Regarding the future of the Church, Fr Wilson insists that change can only come “from the bottom up and not from the top”.

While Pope Francis “is very encouraging” the structures of the Church mean he “could be replaced by a high conservative” and the only safeguard against that “down the line” is “public opinion”.

When a priest is silenced, he says, the “most useful thing people can do is not to hammer on doors in high places but to invite them to speak in their local community”. He is looking forward to welcoming Fr Tony Flannery CSsR to the West Belfast Festival.

Change does come in the Church but “very gradually”, but as evidence he notes that the new Irish Catholic Catechism for Adults “is simply saying that the word transubstantiation has been used since the Middle Ages but it does not say we are committed to it or not”.

Asked, he says he absolutely believes in the Real Presence.
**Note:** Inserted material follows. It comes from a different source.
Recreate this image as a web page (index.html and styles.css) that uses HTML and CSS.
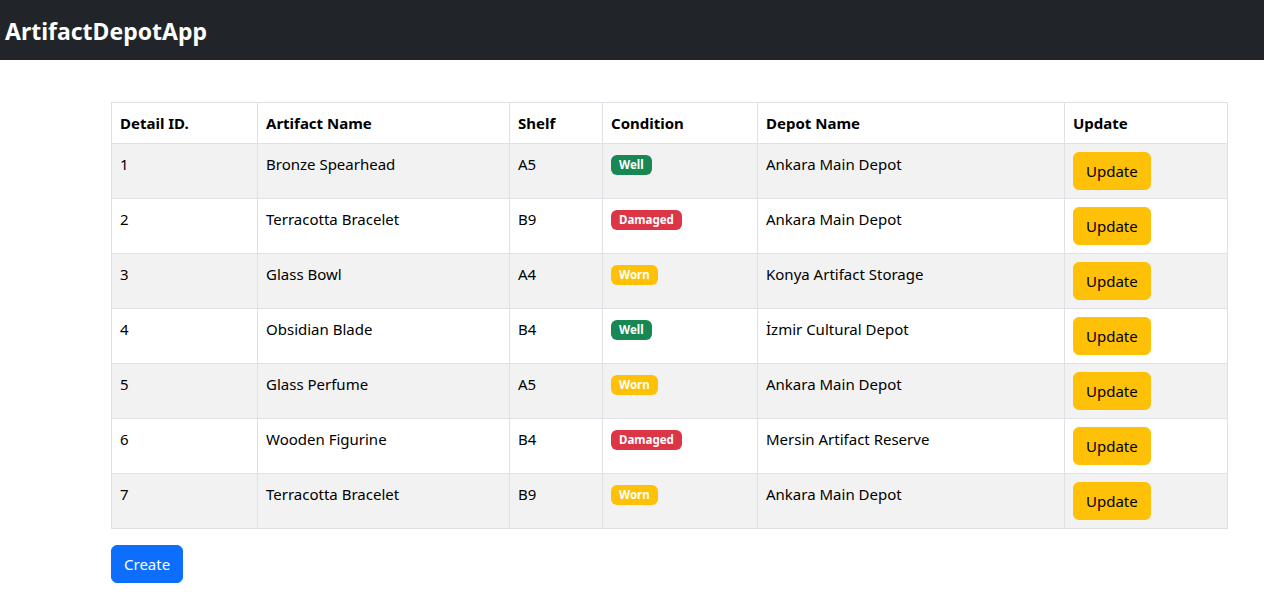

He also finds it interesting that there was “no upheaval of wonderment” when Archbishop Diarmuid Martin said recently that Hell “could be possible”.

Why has he stayed in the Church through thick and thin?

Fr Des says: “It’s because I believe in it [the Church]. I believe the Church has tremendous possibility for good.”

One senses he would have been like a fish out of water had he not “retired” and remained where he was in a conventional parish ministry nearly 40 years ago in 1975.

“I am very happy. The amount of conforming to practices that you believe are against the spirit of what you are doing, would have been very, very difficult.”